These results confront traditional views and recent models positing that harsh climatic and environmental conditions hampered the human occupation of inland Iberia during most of the Upper Paleolithic. Geoarchaeological and paleoecological evidence gathered at Peña Capón demonstrate that this area of the Iberian hinterland was recurrently occupied during both temperate/humid and cold/arid periods, and thus regardless of climatic and environmental variability. Furthermore, although no other Solutrean or pre-Solutrean sites have been clearly identified thus far in the surrounding area of the site, the nearby caves of El Reno, El Cojo (both 9 km away), and Los Casares (76 km away) (Fig. 1D and Supplementary Fig. S1), were probably occupied by humans at the same time as Peña Capón. These sites host pre-Magdalenian rock art depictions, including cold-adapted fauna, which have been related to Solutrean or Gravettian times based on stylistic grounds and superimpositions with other images43,106. This, together with the nearby (but still poorly dated) Solutrean cluster of the Madrid basin107 strongly suggests that the human occupation sequence recorded at Peña Capón was not the product of isolated occasional visits to this region. Rather, it is increasingly clear that it was part of an organized settlement, established perhaps throughout the Tagus basin, and covering a prolonged sequence of time during the LGM, which in Peña Capón started at least in the HS 2 (Fig. 1C,D). Results of lithic raw material sourcing showing mobility between some Gravettian sites of the Côa valley (inner northeastern Portugal) and inner areas of the Northern and Southern Mesetas23,108,109, reinforces this hypothesis.
However, besides Peña Capón, pre-Solutrean occupations in inland Iberia remain absent for the central area of the peninsula, and they are very sparse in the rest of the plateau. Only at the western limit of the Northern Meseta there is sound evidence of Upper Paleolithic prior to 26 ka cal BP. Here, several Gravettian sites at the Côa valley are dated around 28 ka cal BP23, and the single site of Cardina-Salto do Boi have recently yielded an OSL date as old as 33.6 ± 2.0 ka cal BP associated to Aurignacian assemblages14 (Fig. 1B,C). Although these dates shorten the gap of human occupation after the Neandertal disappearance for the western margins of the plateau, in the rest of the Iberian hinterland, and especially in the very center, there is still a hiatus of ∼16,000 years devoid of human populations between ∼42 and 26 ka cal BP40,110,111.

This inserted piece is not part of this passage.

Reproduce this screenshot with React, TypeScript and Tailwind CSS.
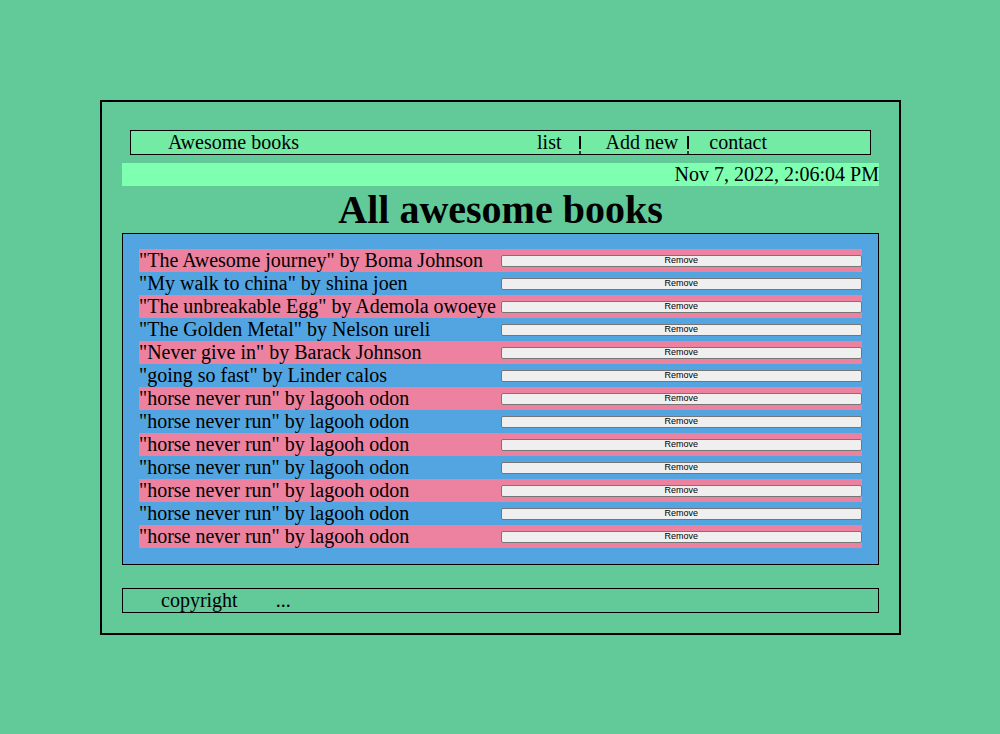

Given the current archaeological record, the argument that climate and environmental variability hampered the settlement of the Iberian hinterland by modern humans remains a valid hypothesis for the first phases of the Initial Upper Paleolithic in most of the inland territories. Yet, the fact that the first modern human presence recorded thus far in the deep interior occurred precisely during a cold and arid period of Heinrich Stadial 2, allows us to keep working on the hypothesis that the first settlement of these regions occurred earlier and regardless of climatic and environmental variability. As systematic fieldwork campaigns are still few in inland Iberia, ongoing and future research is very much needed to keep testing this and other competing hypotheses. Anyhow, the results presented in this paper show that the inland Iberian highlands were not an exception to the wide variety of landscapes to which Paleolithic hunter-gatherers were capable of adapting. Although it is well documented that large regions of Europe remained depopulated during long periods of the Last Glacial, it has also been thoroughly demonstrated that, given a certain availability of herbivore and plant resources, humans were always willing to expand and prosper anywhere, worldwide112,113,114,115,116,117.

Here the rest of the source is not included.